I never went on a not-long-after-midnight road trip.
I never played illegal black jack or any other card game in the Kopper Keg's back room. Or anywhere else.
It's made me think of all the other things my friends from high school talk about that I never did.
I never owned a gun.
I haven't shot a firearm since I took NRA safety training in junior high.
I've never gone hunting.
I've operated a four-wheeler once.
I have never skied.
I never visited a whore house in Wallace.
I fished a couple of times off a dock at Rose Lake before I was a teen -- and never fished again.
Until our senior party in late May, 1972, I never went to a keg party in high school. I didn't really start drinking beer until my first year of college.
I water skied once.
I've never operated a motorcycle.
Until I joined high school friends in July, 2007 for my first shot at it, I had never floated the North Fork in an inner tube, on a raft, or in any other way.
I never dove or jumped off the Black Bridge or the Silver Bridge.
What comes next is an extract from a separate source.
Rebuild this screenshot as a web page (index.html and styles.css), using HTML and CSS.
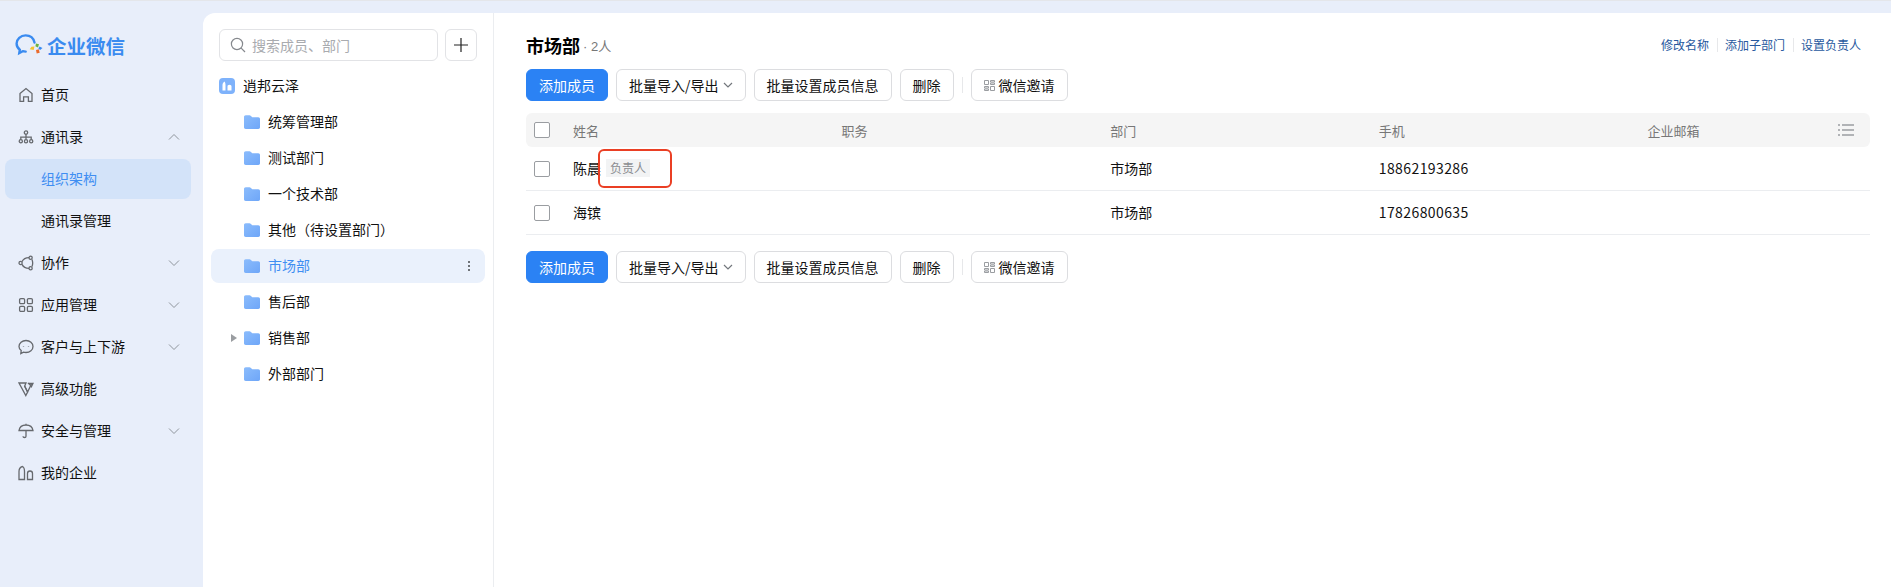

Or any other bridge anywhere. In fact, I rarely jumped off the high dive at the Kellogg City Pool.
When my friends get together, and the stories start to roll out, I don't have any to tell. All I can ever say is, "Wasn't there a time you guys rented an RV for a Schweitzer Basin blow out? Wasn't there a time you did something like push someone's car over the U.S./Canada border because it had a flat tire or something? Didn't someone push Hog's car into the North Fork?"
I wasn't there for any of this stuff and I'm not even sure I have the facts right when I bring them up.
All the same, even though I don't have any great stories to tell, I love remembering afternoons and nights at the Kopper Keg.
What did I enjoy so much?
Well, the thing I enjoyed the most was nights when I strolled in and drank beer and shot the breeze with friends.
I was going to school at North Idaho College and other friends were working in Kellogg, others joined the military, and others went to college in Moscow or Pocatello or Spokane or Walla Walla -- and maybe other places, too.
I'd go a while without seeing friends and either by design or by accident, we'd all pop into the Keg.
I remember one night, maybe it was my sophomore year, I'm not sure, Terry Turner and some friends decided on the spur of the moment to take a road trip from Pocatello to Kellogg and so, on this night, I was sitting in the Keg over a schooner of Lucky Lager, and, suddenly, a cry went up from near the door: "TURNER!"
Suddenly a relaxing evening turned into an adrenaline rush and we bought pitchers of beer and the stories and laughs started to cascade and I was in my element, one of my best friends was back home with friends from his school and we got to help them enjoy life at the Kopper Keg.
I really haven't changed much over the last forty years or so when it comes to drinking beer.
The closest I ever came to doing anything wild was at our KHS ten year reunion when Don K. and I sat on the rack on Turner's car trunk, going from Dirty Ernie's to the Kopper Keg, holding a bottle of beer in one hand, and waving to the imaginary crowds lining McKinley Avenue for the Elks parade with the other. When we saw Officer Dan Schierman pass us going the other way, we threw our beer bottles against the wall beneath John George's house, and, when we got pulled over in the parking lot across the street from the Keg, we told the officer we would clean up the beer bottle glass and go home, and then immediately disobeyed him by not cleaning up the glass and going back to Dirty Ernie's where we drank deep into the morning, long after the joint should have closed.
To this day, just like at the Kopper Keg, I love getting together with friends, whether friends from my Kellogg days or friends from Eugene, drinking some beer, and shooting the breeze.
These sessions today, just like my sessions at the Kopper Keg, don't leave me with great stories to tell, but they make me very happy.